(WHAT TO WORK ON): For this exercise, copy out each line of the material below that includes "Tailwind".

(RECORDS PROVIDED):

- - - - - - -

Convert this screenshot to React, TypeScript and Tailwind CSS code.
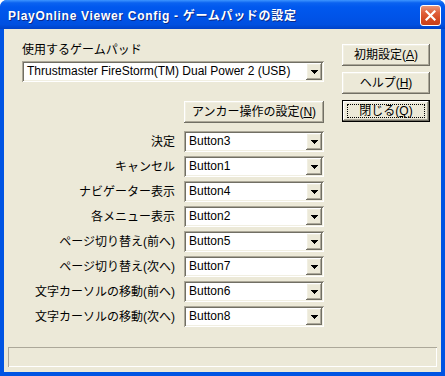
import React from "react";

const sunken =
  "shadow-[inset_1px_1px_0_#ACA899,inset_-1px_-1px_0_#FFFFFF,inset_2px_2px_0_#716F64,inset_-2px_-2px_0_#F1EFE2]";
const raised =
  "shadow-[inset_-1px_-1px_0_#716F64,inset_1px_1px_0_#FFFFFF,inset_-2px_-2px_0_#ACA899,inset_2px_2px_0_#F1EFE2]";

const Arrow = () => (
  <svg width="7" height="4" viewBox="0 0 7 4" shapeRendering="crispEdges">
    <rect x="0" y="0" width="7" height="1" fill="#000" />
    <rect x="1" y="1" width="5" height="1" fill="#000" />
    <rect x="2" y="2" width="3" height="1" fill="#000" />
    <rect x="3" y="3" width="1" height="1" fill="#000" />
  </svg>
);

const Combo = ({ value, className = "" }: { value: string; className?: string }) => (
  <div className={`flex h-[21px] items-stretch bg-white p-[2px] ${sunken} ${className}`}>
    <div className="flex-1 truncate pl-[3px] text-[12px] leading-[17px] text-black">{value}</div>
    <div className={`flex w-[16px] items-center justify-center bg-[#ECE9D8] ${raised}`}>
      <Arrow />
    </div>
  </div>
);

const Btn = ({
  children,
  className = "",
  isDefault = false,
}: {
  children: React.ReactNode;
  className?: string;
  isDefault?: boolean;
}) =>
  isDefault ? (
    <div className={`h-[22px] border border-black bg-[#ECE9D8] ${className}`}>
      <div className={`flex h-full items-center justify-center ${raised}`}>
        <div className="flex h-[14px] w-[calc(100%-8px)] items-center justify-center border border-dotted border-black text-[12px] leading-[12px]">
          {children}
        </div>
      </div>
    </div>
  ) : (
    <div
      className={`flex h-[22px] items-center justify-center bg-[#ECE9D8] text-[12px] leading-[14px] ${raised} ${className}`}
    >
      {children}
    </div>
  );

const rows: [string, string][] = [
  ["決定", "Button3"],
  ["キャンセル", "Button1"],
  ["ナビゲーター表示", "Button4"],
  ["各メニュー表示", "Button2"],
  ["ページ切り替え(前へ)", "Button5"],
  ["ページ切り替え(次へ)", "Button7"],
  ["文字カーソルの移動(前へ)", "Button6"],
  ["文字カーソルの移動(次へ)", "Button8"],
];

export default function App() {
  return (
    <div className="h-[376px] w-[445px] bg-white font-['Liberation_Sans','Noto_Sans_CJK_JP',sans-serif] text-black">
      <div className="flex h-full flex-col overflow-hidden rounded-t-[7px] bg-[#0054E3]">
        {/* title bar */}
        <div className="flex h-[29px] shrink-0 items-center justify-between bg-[linear-gradient(180deg,#3D95FF_0%,#0A62F0_10%,#0058EE_25%,#0053E8_60%,#0050E0_85%,#0042C8_100%)] pl-[8px] pr-[4px]">
          <span className="pt-[2px] text-[12px] font-bold leading-[16px] tracking-[0.7px] text-white [text-shadow:1px_1px_0_#0A2A8A]">
            PlayOnline Viewer Config - ゲームパッドの設定
          </span>
          <div className="mt-[1px] flex h-[21px] w-[21px] items-center justify-center rounded-[3px] border border-white bg-[linear-gradient(180deg,#E9967A_0%,#E0613C_35%,#D44A22_70%,#C8401A_100%)]">
            <svg width="11" height="11" viewBox="0 0 11 11">
              <path d="M1.5 1.5l8 8M9.5 1.5l-8 8" stroke="#fff" strokeWidth="2.2" strokeLinecap="square" />
            </svg>
          </div>
        </div>

        {/* body */}
        <div className="mx-[4px] mb-[4px] flex flex-1 flex-col bg-[#ECE9D8]">
          <div className="flex flex-1 pl-[18px] pt-[13px]">
            <div className="flex w-[302px] flex-col">
              <div className="text-[12px] leading-[16px]">使用するゲームパッド</div>
              <Combo value="Thrustmaster FireStorm(TM) Dual Power 2 (USB)" className="mt-[3px] w-[302px]" />
              <Btn className="mt-[19px] w-[140px] self-end">
                アンカー操作の設定(<u>N</u>)
              </Btn>
              <div className="mt-[8px] flex flex-col gap-[4px]">
                {rows.map(([label, value]) => (
                  <div key={label} className="flex items-center justify-end">
                    <span className="mr-[9px] text-[12px] leading-[16px]">{label}</span>
                    <Combo value={value} className="w-[140px]" />
                  </div>
                ))}
              </div>
            </div>
            <div className="ml-[18px] flex w-[88px] flex-col gap-[6px] pt-[2px]">
              <Btn>
                初期設定(<u>A</u>)
              </Btn>
              <Btn>
                ヘルプ(<u>H</u>)
              </Btn>
              <Btn isDefault>
                閉じる(<u>Q</u>)
              </Btn>
            </div>
          </div>
          <div className="mx-[4px] mb-[5px] h-[20px] border-t border-l border-t-[#ACA899] border-l-[#ACA899] shadow-[inset_-1px_-1px_0_#FFFFFF]" />
        </div>
      </div>
    </div>
  );
}
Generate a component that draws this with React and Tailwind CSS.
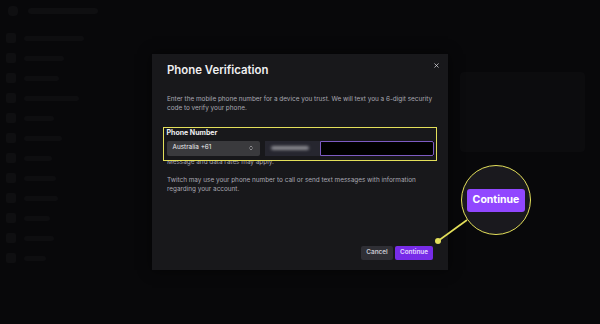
import { X, ChevronsUpDown } from "lucide-react";

const SideRow = ({ w }) => (
  <div className="flex items-center gap-[8px] h-[20px]">
    <div className="w-[10px] h-[10px] rounded-[2px] bg-[#0f0f11]" />
    <div className="h-[5px] rounded-sm bg-[#0e0e10]" style={{ width: w }} />
  </div>
);

const Background = () => (
  <div className="absolute inset-0 flex flex-col bg-[#08080a]">
    <div className="h-[22px] flex items-center px-[8px] gap-[10px]">
      <div className="w-[10px] h-[10px] rounded-sm bg-[#0f0f11]" />
      <div className="w-[70px] h-[6px] rounded-sm bg-[#0f0f11]" />
    </div>
    <div className="flex flex-1">
      <div className="w-[130px] flex flex-col px-[6px] pt-[6px]">
        <SideRow w={60} />
        <SideRow w={40} />
        <SideRow w={35} />
        <SideRow w={55} />
        <SideRow w={30} />
        <SideRow w={38} />
        <SideRow w={28} />
        <SideRow w={32} />
        <SideRow w={34} />
        <SideRow w={26} />
        <SideRow w={30} />
        <SideRow w={22} />
      </div>
      <div className="flex-1" />
      <div className="w-[140px] pt-[50px] pr-[15px]">
        <div className="h-[80px] rounded-sm bg-[#0c0c0e]" />
      </div>
    </div>
  </div>
);

export default function App() {
  return (
    <div
      className="relative w-[600px] h-[324px] overflow-hidden flex items-center justify-center"
      style={{ fontFamily: "Inter, 'Noto Sans', sans-serif" }}
    >
      <Background />

      <div className="relative z-10 w-[296px] h-[216px] bg-[#18181b] px-[15px] pt-[9px] pb-[10px] flex flex-col shadow-[0_0_12px_rgba(0,0,0,0.6)]">
        <button className="absolute right-[8px] top-[8px] text-[#dedee3]">
          <X size={7} strokeWidth={2.5} />
        </button>

        <h2 className="text-[11.4px] leading-[15px] font-semibold text-[#efeff1]">
          Phone Verification
        </h2>

        <p className="mt-[17px] text-[6.4px] leading-[9px] text-[#a8a8b2] whitespace-nowrap">
          Enter the mobile phone number for a device you trust. We will text you a 6-digit security
          <br />
          code to verify your phone.
        </p>

        <div className="relative z-10 mt-[14px] -mx-[4px] border-[1.5px] border-[#e3df5a] bg-[#18181b] px-[2.5px] pb-[4.5px]">
          <div className="text-[7px] leading-[9px] font-bold text-[#efeff1]">Phone Number</div>
          <div className="mt-[3.5px] flex gap-[5px] h-[15px]">
            <div className="w-[93px] bg-[#3a3a3d] rounded-[2px] flex items-center justify-between px-[6px]">
              <span className="text-[6.4px] text-[#efeff1]">Australia +61</span>
              <ChevronsUpDown size={6} className="text-[#dedee3]" strokeWidth={2} />
            </div>
            <div className="flex-1 flex bg-black">
              <div className="w-[55px] h-full bg-[#26262f] flex items-center pl-[6px]">
                <div className="w-[38px] h-[4px] rounded bg-[#8a8a90] blur-[1.5px]" />
              </div>
              <div className="flex-1 border border-[#7d5bc2] rounded-r-[2px] bg-black" />
            </div>
          </div>
        </div>

        <p className="-mt-[3.5px] text-[6.4px] leading-[9px] text-[#a8a8b2]">
          Message and data rates may apply.
        </p>

        <p className="mt-[9px] text-[6.4px] leading-[9px] text-[#a8a8b2]">
          Twitch may use your phone number to call or send text messages with information
          <br />
          regarding your account.
        </p>

        <div className="mt-auto flex justify-end gap-[2px]">
          <button className="w-[32px] h-[14px] rounded-[2px] bg-[#2f2f35] text-[6.4px] font-semibold text-[#c8c8d0]">
            Cancel
          </button>
          <button className="w-[38px] h-[14px] rounded-[2px] bg-[#772ce8] text-[6.4px] font-semibold text-[#e6dcff]">
            Continue
          </button>
        </div>
      </div>

      <svg className="absolute inset-0 z-20 pointer-events-none" width="600" height="324">
        <line x1="438" y1="241" x2="467" y2="220" stroke="#e3df5a" strokeWidth="1.6" />
        <circle cx="438" cy="241" r="3" fill="#e3df5a" />
      </svg>

      <div className="absolute z-20 left-[461px] top-[165px] w-[70px] h-[70px] rounded-full border-[1.5px] border-[#e3df5a] bg-[#1a191e] flex items-center justify-center">
        <div className="w-[58px] h-[23px] rounded-[3px] bg-[#9147ff] flex items-center justify-center text-[10.5px] font-bold text-white">
          Continue
        </div>
      </div>
    </div>
  );
}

- - - - - - -

(EXPECTED ANSWER):
Convert this screenshot to React, TypeScript and Tailwind CSS code.
Generate a component that draws this with React and Tailwind CSS.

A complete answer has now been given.